Impedance Values for Three phase transformers
HV Rating 2.4KV – 13.8KV 300 – 500KVA Not less than 4.5% HV Rating 2.4KV – 13.8KV 750 – 2500KVA 5.75%
General Purpose less then 600V 15 – 1000KVA 3% to 5.75%
2
Reactance Values for Induction and Synchronous Machine
X” Subtransient
Salient pole Gen 12 pole 0.16 14 pole 0.21
Synchronous motor 6 pole 0.15 8-14 pole 0.20
Induction motor above 600V 0.17
Induction motor below 600V 0.25
TRANSFORMER FAULT CURRENT
Calculating the Short Circuit Current when there is a Transformer in the circuit. Every transformer has “ %” impedance value stamped on the nameplate. Why is it stamped? It is stamped because it is a tested value after the transformer has been manufactured. The test is as follows: A voltmeter is connected to the primary of the transformer and the secondary 3-Phase windings are bolted together with an ampere meter to read the value of current flowing in the 3-Phase bolted fault on the secondary. The voltage is brought up in steps until the secondary full load current is reached on the ampere meter connected on the transformer secondary.
So what does this mean for a 1000KVA 13.8KV – 480Y/277V.
First you will need to know the transformer Full Load Amps
Full Load Ampere = KVA / 1.73 x L-L KV
FLA = 1000 / 1.732 x 0.48
FLA = 1,202.85
The 1000KVA 480V secondary full load ampere is 1,202A.
When the secondary ampere meter reads 1,202A and the primary Voltage Meter reads 793.5V. The percent of impedance value is 793.5 / 13800 = 0.0575. Therefore;% Z = 0.0575 x 100 = 5.75%
This shows that if there was a 3-Phase Bolted fault on the secondary of the transformer then the maximum fault current that could flow through the transformer would be the ratio of 100 / 5.75 times the FLA of the transformer, or 17.39 x the FLA = 20,903A
3
Based on the infinite source method at the primary of the transformer. A quick calculation for the Maximum Fault Current at the transformer secondary terminals is FC = FLA / %PU Z FC = 1202 / 0.0575 = 20,904A
This quick calculation can help you determine the fault current on the secondary of a transformer for the purpose of selecting the correct overcurrent protective devices that can interrupt the available fault current.

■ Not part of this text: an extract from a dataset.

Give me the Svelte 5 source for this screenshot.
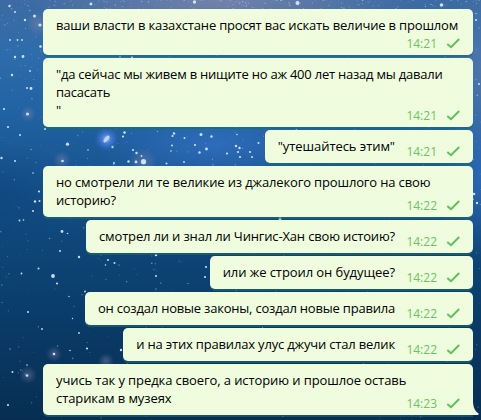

The main breaker that is to be installed in the circuit on the secondary of the transformer has to have a KA Interrupting Rating greater then 21,000A. Be aware that feeder breakers should include the estimated motor contribution too. If the actual connected motors are not known, then assume the contribution to be 4 x FLA of the transformer. Therefore, in this case the feeders would be sized at 20.904 + (4 x 1202 = 25,712 Amps
GENERATOR FAULT CURRENT
Generator fault current differs from a Transformer. Below, we will walk through a 1000KVA example.

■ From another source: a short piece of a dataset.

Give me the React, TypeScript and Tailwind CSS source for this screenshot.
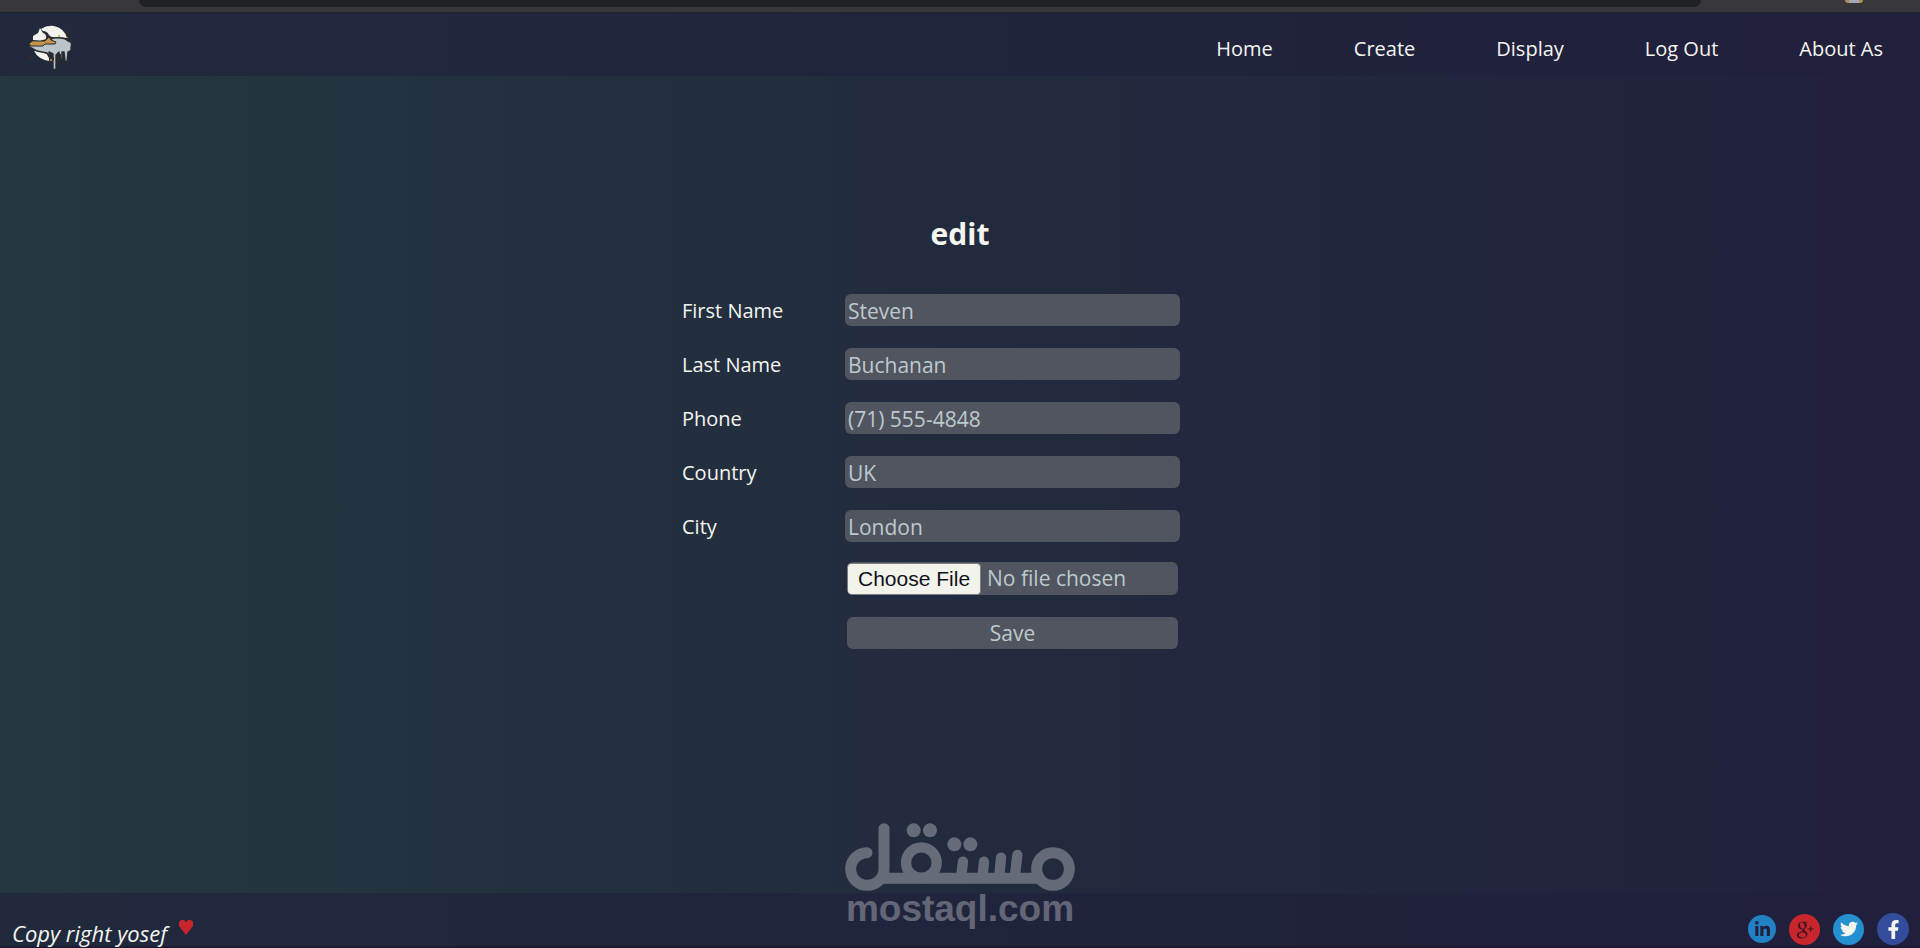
import { FaFacebookF, FaLinkedinIn, FaTwitter } from "react-icons/fa";
import { TiSocialGooglePlus } from "react-icons/ti";

const navLinks = ["Home", "Create", "Display", "Log Out", "About As"];

const fields = [
  { id: "firstName", label: "First Name", value: "Steven" },
  { id: "lastName", label: "Last Name", value: "Buchanan" },
  { id: "phone", label: "Phone", value: "(71) 555-4848" },
  { id: "country", label: "Country", value: "UK" },
  { id: "city", label: "City", value: "London" },
];

function CloudLogo() {
  return (
    <svg className="h-[60px] w-[60px]" viewBox="0 0 60 60" aria-hidden="true">
      <circle cx="33" cy="30" r="18" fill="#2a2b33" />
      <path d="M21 14 Q27 10 34 11 Q44 13 47 23 L37 22 Q31 23 29 20 Q27 16 23 16 Z" fill="#f1f3ec" />
      <path d="M13 25 L13 21 L18 18 L20 13 L23 18 Q27 19 26 24 L20 26 Z" fill="#f1f3ec" />
      <path d="M14 36 L22 37 L29 40 L29 46 Q18 44 14 36 Z" fill="#f1f3ec" />
      <path
        d="M8 29 L28 27 L33 23 Q45 22 48 26 Q53 27 51 32 Q52 36 48 37 L47 47 L45 46 L44 37 L42 37 L42 44 L40 44 L39 37 L36 40 L36 55 L33 54 L33 39 L29 37 L29 42 L27 38 L17 36 L10 32 Z"
        fill="#b9c5c8"
        stroke="#2a2b33"
        strokeWidth="1.4"
        strokeLinejoin="round"
      />
      <path d="M9 29 L12 26 L25 26 L29 22 L31 25 L36 27 L35 29 L25 29 L23 31 L11 31 Z" fill="#c69448" stroke="#2a2b33" strokeWidth="1" />
      <path d="M33 45 V42 M30 44 V47 M40 39 V46 M44 41 V48" stroke="#2a2b33" strokeWidth="2" />
      <path d="M31 44 V46 M47 22 V23 M38 21 H40" stroke="#d29a43" strokeWidth="1.5" />
      <circle cx="11" cy="43" r="2.5" fill="#2a2b33" />
      <circle cx="48" cy="17" r="2" fill="#2a2b33" />
      <circle cx="24" cy="50" r="1" fill="#2a2b33" />
    </svg>
  );
}

function Watermark() {
  return (
    <div className="pointer-events-none absolute bottom-[22px] left-1/2 flex w-[230px] -translate-x-1/2 flex-col items-center text-white opacity-30">
      <svg className="h-[68px] w-[230px]" viewBox="75 68 690 204" aria-label="mostaql" role="img">
        <g fill="none" stroke="currentColor" strokeWidth="33" strokeLinecap="round">
          <circle cx="699" cy="206" r="49" />
          <circle cx="304" cy="187" r="46" strokeWidth="31" />
          <path d="M192 85 V206 A50 49 0 1 1 141 157" />
          <path d="M180 234 H670" strokeLinecap="butt" />
          <path d="M592 164 L585 225 M543 172 L538 225 M492 184 L488 225 M429 184 L424 225" strokeWidth="31" />
        </g>
        <g fill="currentColor">
          <circle cx="281" cy="90" r="21" />
          <circle cx="330" cy="90" r="21" />
          <circle cx="403" cy="132" r="21" />
          <circle cx="451" cy="132" r="21" />
        </g>
      </svg>
      <span className="font-['Liberation_Sans',sans-serif] text-[37px] leading-[35px] font-bold">mostaql.com</span>
    </div>
  );
}

export default function App() {
  return (
    <div className="relative flex min-h-screen flex-col bg-linear-to-r from-[#243840] via-[#222b3e] to-[#21203c] font-['Open_Sans',sans-serif] text-xl text-[#f4f5ee]">
      <div className="flex h-[13px] items-start border-b border-[#222326] bg-[#37363b] pr-[57px] pl-[139px]">
        <div className="h-[7px] flex-1 rounded-b-lg bg-[#202124]" />
        <div className="ml-[144px] h-[3px] w-[18px] rounded-b-full border-x-4 border-[#b08a58] bg-[#a3a8b4]" />
      </div>

      <header className="flex h-[63px] items-center justify-between bg-[#20203c]/60 pr-[37px] pl-5">
        <a href="#home" aria-label="Home page">
          <CloudLogo />
        </a>
        <nav className="flex gap-[81px] pt-2">
          {navLinks.map((link) => (
            <a key={link} href="#">
              {link}
            </a>
          ))}
        </nav>
      </header>

      <main className="flex flex-1 flex-col items-center pt-[138px] pb-16">
        <h1 className="text-[30px] leading-10 font-bold">edit</h1>
        <form className="mt-10 flex flex-col gap-[22px] pr-[58px]" onSubmit={(e) => e.preventDefault()}>
          {fields.map((field) => (
            <div key={field.id} className="grid grid-cols-[163px_335px] items-center">
              <label htmlFor={field.id} className="pt-0.5 leading-7">
                {field.label}
              </label>
              <input
                id={field.id}
                type="text"
                defaultValue={field.value}
                className="h-8 rounded-md bg-[#51555f] px-[3px] pt-0.5 text-[21px] text-[#bccacd]"
              />
            </div>
          ))}
          <input
            type="file"
            aria-label="Photo"
            className="-mt-0.5 ml-[165px] h-[33px] w-[331px] overflow-hidden rounded-md bg-[#51555f] text-[21px] leading-8 text-[#bccacd] file:mr-[6px] file:h-8 file:rounded-sm file:border file:border-[#7b7d83] file:bg-[#f2f4ec] file:px-[10px] file:font-['Liberation_Sans',sans-serif] file:text-[21px] file:leading-7 file:text-[#10101c]"
          />
          <button type="submit" className="ml-[165px] h-8 w-[331px] rounded-md bg-[#51555f] text-[21px] leading-8 text-[#bccacd]">
            Save
          </button>
        </form>
      </main>

      <footer className="flex h-[55px] items-end justify-between border-b-2 border-[#1b1a30] bg-[#20203c]/60 pr-[11px] pl-3">
        <p className="flex items-end gap-3 text-[22px] leading-[26px] font-medium italic">
          Copy right yosef
          <svg className="mb-[11px] h-[15px] w-[14px]" viewBox="0 0 14 15" fill="#c9252c" aria-hidden="true">
            <path d="M0 2 L2 0 H5 L7 2 L9 0 H12 L14 2 V6 L7 15 L0 6 Z" />
          </svg>
        </p>
        <div className="mb-px flex items-center gap-[13px]">
          <a href="#linkedin" aria-label="LinkedIn" className="flex h-7 w-7 items-center justify-center rounded-full bg-[#2280c4] text-[#20203c]">
            <FaLinkedinIn size={17} />
          </a>
          <a href="#google" aria-label="Google Plus" className="flex h-[31px] w-[31px] items-center justify-center rounded-full bg-[#c9252c] text-[#3a1522]">
            <TiSocialGooglePlus size={27} />
          </a>
          <a href="#twitter" aria-label="Twitter" className="flex h-[31px] w-[31px] items-center justify-center rounded-full bg-[#2490d0] text-[#f4f5ee]">
            <FaTwitter size={18} />
          </a>
          <a href="#facebook" aria-label="Facebook" className="flex h-8 w-8 items-center justify-center rounded-full bg-[#344c9c] text-[#f4f5ee]">
            <FaFacebookF size={19} />
          </a>
        </div>
      </footer>

      <Watermark />
    </div>
  );
}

800KW 0.8% PF 1000KVA 480V 1,202FLA
KVA = KW / PF
KVA = 800 / .8KVA = 1000
FLA = KVA / 1.732 x L-L Volts
FLA = 1000 / 1.732 x 0.48
FLA = 1,202
(As listed in the table for generator subtransient X” values is 0.16)
FC = FLA / X”
FC = 1202 / 0.16
FC = 7,513A
So, the fault current of a 1000KVA Generator is a lot less then a 1000KVA transformer. The reason is the impedance value at the transformer and Generator reactance values are very different. Transformer 5.75% vs. a Generator 16%
4
SYSTEM FAULT CURRENT
Below is a quick way to get a MVA calculated value. The MVA method is fast and simple as compared to the per unit or ohmic methods. There is no need to convert to an MVA base or worry about voltage levels. This is a useful method to obtain an estimated value of fault current. The elements have to be converted to an MVA value and then the circuit is converted to admittance values.

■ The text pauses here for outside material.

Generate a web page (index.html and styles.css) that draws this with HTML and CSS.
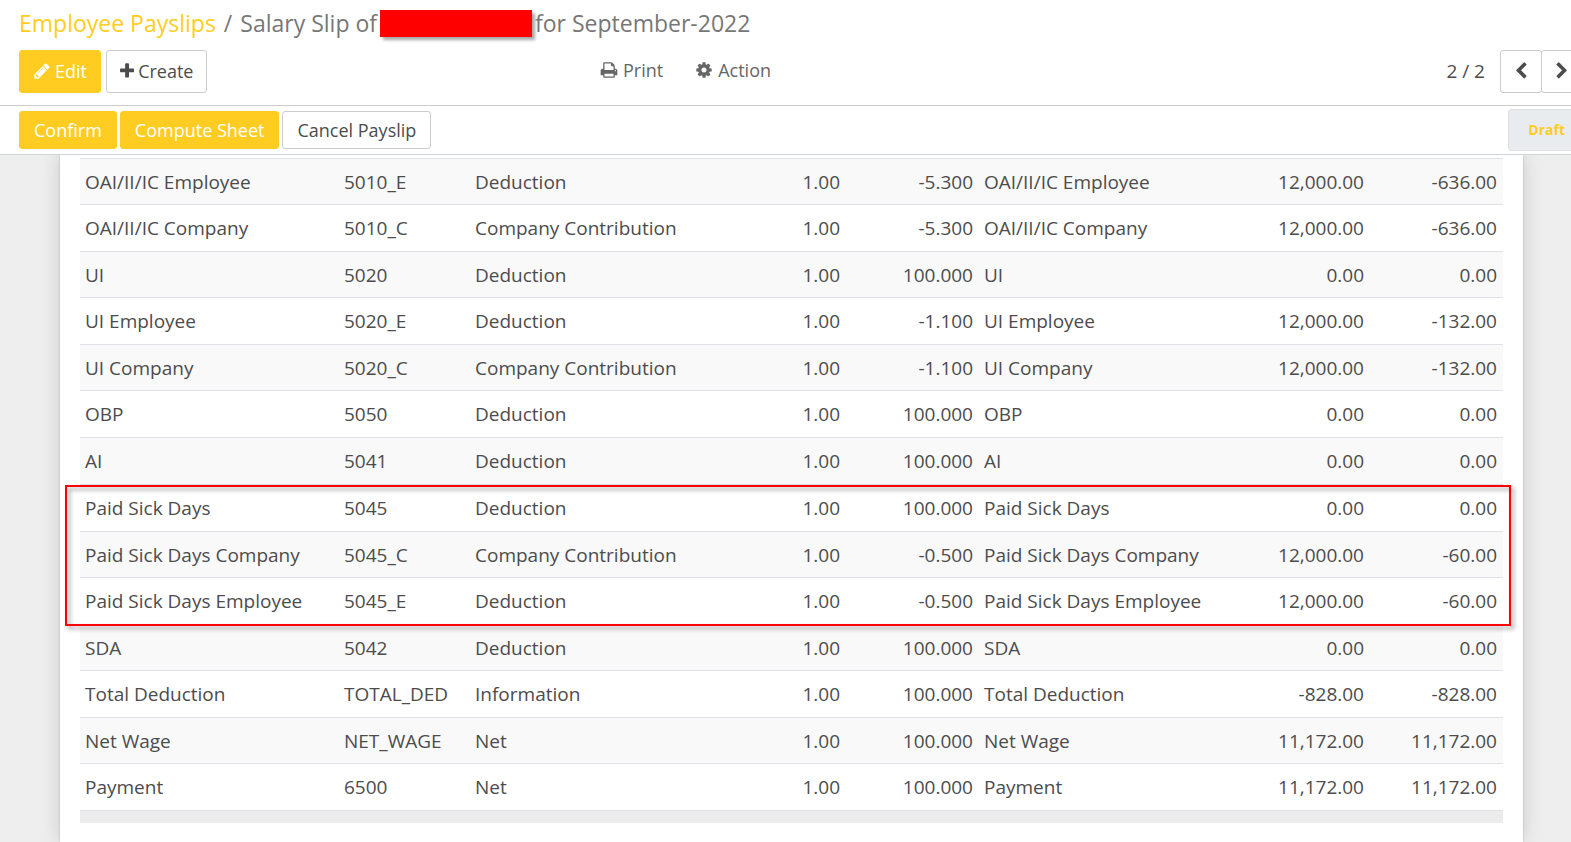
FILE: index.html
```html
<!DOCTYPE html>
<html lang="en">
<head>
<meta charset="utf-8">
<title>Employee Payslips</title>
<link rel="stylesheet" href="styles.css">
</head>
<body>
<header class="control-panel">
  <nav class="breadcrumb" aria-label="Breadcrumb">
    <a class="crumb-link" href="#">Employee Payslips</a><span class="crumb-sep">/</span><span>Salary Slip of</span><span class="redacted"></span><span>for September-2022</span>
  </nav>
  <div class="toolbar">
    <div class="group">
      <button class="btn primary tall edit" type="button"><svg class="icon" viewBox="0 0 1792 1792"><path d="M491 1536l91-91-235-235-91 91v107h128v128h107zm523-928q0-22-22-22-10 0-17 7l-542 542q-7 7-7 17 0 22 22 22 10 0 17-7l542-542q7-7 7-17zm-54-192l416 416-832 832h-416v-416zm683 96q0 53-37 90l-166 166-416-416 166-165q36-38 90-38 53 0 91 38l235 234q37 39 37 91z"/></svg>Edit</button>
      <button class="btn tall" type="button"><svg class="icon" viewBox="192 0 1408 1792"><path d="M1600 736v192q0 40-28 68t-68 28h-416v416q0 40-28 68t-68 28h-192q-40 0-68-28t-28-68v-416h-416q-40 0-68-28t-28-68v-192q0-40 28-68t68-28h416v-416q0-40 28-68t68-28h192q40 0 68 28t28 68v416h416q40 0 68 28t28 68z"/></svg>Create</button>
    </div>
    <div class="menus">
      <button class="menu" type="button"><svg class="icon" viewBox="0 0 1792 1792"><path d="M448 1536h896v-256h-896v256zm0-640h896v-384h-160q-40 0-68-28t-28-68v-160h-640v640zm1152 64q0-26-19-45t-45-19-45 19-19 45 19 45 45 19 45-19 19-45zm128 0v416q0 13-9.500 22.500t-22.500 9.500h-224v160q0 40-28 68t-68 28h-960q-40 0-68-28t-28-68v-160h-224q-13 0-22.500-9.500t-9.500-22.500v-416q0-79 56.500-135.500t135.500-56.500h64v-544q0-40 28-68t68-28h672q40 0 88 20t76 48l152 152q28 28 48 76t20 88v256h64q79 0 135.500 56.500t56.500 135.500z"/></svg>Print</button>
      <button class="menu" type="button"><svg class="icon" viewBox="0 0 1792 1792"><path d="M1152 896q0-106-75-181t-181-75-181 75-75 181 75 181 181 75 181-75 75-181zm512-109v222q0 12-8 23t-20 13l-185 28q-19 54-39 91 35 50 107 138 10 12 10 25t-9 23q-27 37-99 108t-94 71q-12 0-26-9l-138-108q-44 23-91 38-16 136-29 186-7 28-36 28h-222q-14 0-24.500-8.500t-11.500-21.500l-28-184q-49-16-90-37l-141 107q-10 9-25 9-14 0-25-11-126-114-165-168-7-10-7-23 0-12 8-23 15-21 51-66.500t54-70.500q-27-50-41-99l-183-27q-13-2-21-12.500t-8-23.500v-222q0-12 8-23t19-13l186-28q14-46 39-92-40-57-107-138-10-12-10-24 0-10 9-23 26-36 98.500-107.500t94.500-71.500q13 0 26 10l138 107q44-23 91-38 16-136 29-186 7-28 36-28h222q14 0 24.500 8.500t11.500 21.500l28 184q49 16 90 37l142-107q9-9 24-9 13 0 25 10 129 119 165 170 7 8 7 22 0 12-8 23-15 21-51 66.500t-54 70.500q26 50 41 98l183 28q13 2 21 12.500t8 23.500z"/></svg>Action</button>
    </div>
    <div class="pager">
      <span class="pager-count">2 / 2</span>
      <button class="btn tall step prev" type="button" aria-label="Previous"><svg class="icon" viewBox="0 0 1792 1792"><path d="M1427 301l-531 531 531 531q19 19 19 45t-19 45l-166 166q-19 19-45 19t-45-19l-742-742q-19-19-19-45t19-45l742-742q19-19 45-19t45 19l166 166q19 19 19 45t-19 45z"/></svg></button>
      <button class="btn tall step next" type="button" aria-label="Next"><svg class="icon" viewBox="0 0 1792 1792"><path d="M1363 877l-742 742q-19 19-45 19t-45-19l-166-166q-19-19-19-45t19-45l531-531-531-531q-19-19-19-45t19-45l166-166q19-19 45-19t45 19l742 742q19 19 19 45t-19 45z"/></svg></button>
    </div>
  </div>
</header>
<div class="statusbar">
  <button class="btn primary" type="button">Confirm</button>
  <button class="btn primary" type="button">Compute Sheet</button>
  <button class="btn" type="button">Cancel Payslip</button>
  <span class="stage">Draft</span>
</div>
<main class="form-view">
  <div class="sheet">
    <table class="lines">
      <colgroup><col class="c-name"><col class="c-code"><col class="c-category"><col class="c-qty"><col class="c-rate"><col class="c-rule"><col class="c-amount"><col class="c-total"></colgroup>
      <tbody>
        <tr><td>OAI/II/IC Employee</td><td>5010_E</td><td>Deduction</td><td class="num">1.00</td><td class="num">-5.300</td><td>OAI/II/IC Employee</td><td class="num">12,000.00</td><td class="num">-636.00</td></tr>
        <tr><td>OAI/II/IC Company</td><td>5010_C</td><td>Company Contribution</td><td class="num">1.00</td><td class="num">-5.300</td><td>OAI/II/IC Company</td><td class="num">12,000.00</td><td class="num">-636.00</td></tr>
        <tr><td>UI</td><td>5020</td><td>Deduction</td><td class="num">1.00</td><td class="num">100.000</td><td>UI</td><td class="num">0.00</td><td class="num">0.00</td></tr>
        <tr><td>UI Employee</td><td>5020_E</td><td>Deduction</td><td class="num">1.00</td><td class="num">-1.100</td><td>UI Employee</td><td class="num">12,000.00</td><td class="num">-132.00</td></tr>
        <tr><td>UI Company</td><td>5020_C</td><td>Company Contribution</td><td class="num">1.00</td><td class="num">-1.100</td><td>UI Company</td><td class="num">12,000.00</td><td class="num">-132.00</td></tr>
        <tr><td>OBP</td><td>5050</td><td>Deduction</td><td class="num">1.00</td><td class="num">100.000</td><td>OBP</td><td class="num">0.00</td><td class="num">0.00</td></tr>
        <tr><td>AI</td><td>5041</td><td>Deduction</td><td class="num">1.00</td><td class="num">100.000</td><td>AI</td><td class="num">0.00</td><td class="num">0.00</td></tr>
        <tr><td>Paid Sick Days</td><td>5045</td><td>Deduction</td><td class="num">1.00</td><td class="num">100.000</td><td>Paid Sick Days</td><td class="num">0.00</td><td class="num">0.00</td></tr>
        <tr><td>Paid Sick Days Company</td><td>5045_C</td><td>Company Contribution</td><td class="num">1.00</td><td class="num">-0.500</td><td>Paid Sick Days Company</td><td class="num">12,000.00</td><td class="num">-60.00</td></tr>
        <tr><td>Paid Sick Days Employee</td><td>5045_E</td><td>Deduction</td><td class="num">1.00</td><td class="num">-0.500</td><td>Paid Sick Days Employee</td><td class="num">12,000.00</td><td class="num">-60.00</td></tr>
        <tr><td>SDA</td><td>5042</td><td>Deduction</td><td class="num">1.00</td><td class="num">100.000</td><td>SDA</td><td class="num">0.00</td><td class="num">0.00</td></tr>
        <tr><td>Total Deduction</td><td>TOTAL_DED</td><td>Information</td><td class="num">1.00</td><td class="num">100.000</td><td>Total Deduction</td><td class="num">-828.00</td><td class="num">-828.00</td></tr>
        <tr><td>Net Wage</td><td>NET_WAGE</td><td>Net</td><td class="num">1.00</td><td class="num">100.000</td><td>Net Wage</td><td class="num">11,172.00</td><td class="num">11,172.00</td></tr>
        <tr><td>Payment</td><td>6500</td><td>Net</td><td class="num">1.00</td><td class="num">100.000</td><td>Payment</td><td class="num">11,172.00</td><td class="num">11,172.00</td></tr>
      </tbody>
    </table>
    <div class="table-foot"></div>
    <div class="highlight"></div>
  </div>
</main>
</body>
</html>
```
FILE: styles.css
```css
* { box-sizing: border-box; }

body {
  margin: 0;
  min-height: 100vh;
  display: flex;
  flex-direction: column;
  overflow: hidden;
  background: #fff;
  color: #4c4c4c;
  font-family: "Open Sans", "Noto Sans", sans-serif;
  font-size: 19px;
  line-height: 28px;
}

button { font: inherit; font-size: 18px; color: inherit; cursor: pointer; }

.icon { height: 18px; fill: currentColor; flex: none; }

.control-panel {
  padding: 4px 0 12px 19px;
  border-bottom: 1px solid #ccc;
}

.breadcrumb {
  display: flex;
  align-items: center;
  height: 38px;
  margin-bottom: 8px;
  font-size: 23px;
  color: #777;
  white-space: pre;
}
.crumb-link { color: #ffcd22; text-decoration: none; }
.crumb-sep { padding: 0 8px; }
.redacted {
  width: 152px;
  height: 27px;
  margin: 0 3px;
  background: #f00;
  box-shadow: 3px 3px 3px rgba(0, 0, 0, .35);
}

.toolbar {
  display: grid;
  grid-template-columns: 581px 1fr auto;
  align-items: center;
}
.group { display: flex; gap: 5px; }

.btn {
  display: inline-flex;
  align-items: center;
  justify-content: center;
  gap: 4px;
  height: 38px;
  padding: 0 14px;
  border: 1px solid #ccc;
  border-radius: 3px;
  background: #fff;
  white-space: nowrap;
}
.tall { height: 43px; padding: 0 13px 2px; }
.primary { background: #ffcd22; border-color: #ffcd22; color: #fff; }

.menus { display: flex; gap: 32px; padding-bottom: 3px; color: #666; }
.menu {
  display: flex;
  align-items: center;
  gap: 5px;
  padding: 0;
  border: 0;
  background: none;
}

.pager { display: flex; align-items: center; margin-right: -12px; }
.pager-count { margin-right: 15px; padding-bottom: 2px; }
.step { width: 42px; padding: 0 0 2px; }
.next { margin-left: -1px; }

.statusbar {
  display: flex;
  align-items: center;
  gap: 3px;
  height: 49px;
  padding-left: 19px;
  border-bottom: 1px solid #ced4da;
}
.stage {
  margin-left: auto;
  margin-right: -14px;
  padding: 7px 19px;
  border: 1px solid #dee2e6;
  border-radius: 3px;
  background: #e9ecef;
  color: #ffcd22;
  font-size: 14px;
  font-weight: 700;
  line-height: 26px;
}

.form-view {
  flex: 1;
  display: flex;
  padding: 0 48px 0 60px;
  overflow: hidden;
  background: #eee;
}
.sheet {
  position: relative;
  flex: 1;
  padding: 3px 20px 0;
  background: #fff;
  box-shadow: 0 0 2px rgba(0, 0, 0, .2), 0 0 20px rgba(0, 0, 0, .15);
}

.lines {
  width: 100%;
  table-layout: fixed;
  border-collapse: separate;
  border-spacing: 0;
  border-top: 1px solid #dee2e6;
}
.c-name { width: 259px; }
.c-code { width: 131px; }
.c-category { width: 270px; }
.c-qty { width: 106px; }
.c-rate { width: 133px; }
.c-rule { width: 271px; }
.c-amount { width: 120px; }
.c-total { width: 133px; }
.lines td {
  height: 46px;
  padding: 0 6px 0 5px;
  border-bottom: 1px solid #dee2e6;
  white-space: nowrap;
}
.lines tr:nth-child(even) td,
.lines tr:nth-child(7n) td { height: 47px; }
.lines tr:nth-child(odd) { background: #f9f9f9; }
.lines .num { text-align: right; }
.table-foot { height: 12px; background: #ececec; }

.highlight {
  position: absolute;
  top: 330px;
  left: 5px;
  right: 12px;
  height: 141px;
  border: 2px solid #f00;
  filter: drop-shadow(3px 3px 2px rgba(0, 0, 0, .4));
  pointer-events: none;
}
```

Utility MVA at the Primary of the Transformer
MVAsc = 500MVA
Transformer Data
13.8KV - 480Y/277V
1000KVA Transformer Z = 5.75%
MVA Value
1000KVA / 1000 = 1 MVA
MVA Value = 1MVA / Zpu = 1MVA / .0575 = 17.39 MVA
Use the admittance method to calculate Fault Current
1 / Utility MVA + 1 / Trans MVA = 1 / MVAsc
1 / 500 + 1 / 17.39 = 1 / MVAsc
0.002 + 0.06 = 1/ MVAsc
MVAsc = 1 / (0.002 + 0.06)
MVAsc = 16.129
FC at 480V = MVAsc / (1.73 x 0.48)
FC = 16.129 / 0.8304
FC = 19.423KA
FC = 19, 423 A
5
The 480V Fault Current Value at the secondary of the 1000KVA transformer based on an Infinite Utility Source at the Primary of the transformer as calculated in the Transformer Fault Current section in this article is 20,904A
The 480V Fault Current Value at the secondary of the 1000KVA transformer based on a 500MVA Utility Source at the Primary of the transformer as calculated in the System Fault Current section in this article is 19,432A
The 480V Fault Current Value at the secondary of the 1000KVA transformer based on a 250MVA Utility Source at the Primary of the transformer the calculated value is 18,790A
When the cable and its length is added to the circuit the fault current in a 480V system will decrease to a smaller value. To add cable into your calculation use the formula. Cable MVA Value MVAsc = KV2 / Z cable. Use the cable X & R values to calculate the Z value then add to the Admittance calculation as shown in this article.
The conclusion is that you need to know the fault current value in a system to select and install the correct Overcurrent Protective Devices (OCPD). The available FC will be reduced as shown in the calculations when the fault current value at the primary of the transformer is reduced. If the infinite method is applied when calculating fault current and 4 x FLA is added for motor contributions, then the fault current value that is obtained will be very conservative. This means the calculated value in reality will never be reached, so you reduce any potential overcurrent protection device failures due to fault current.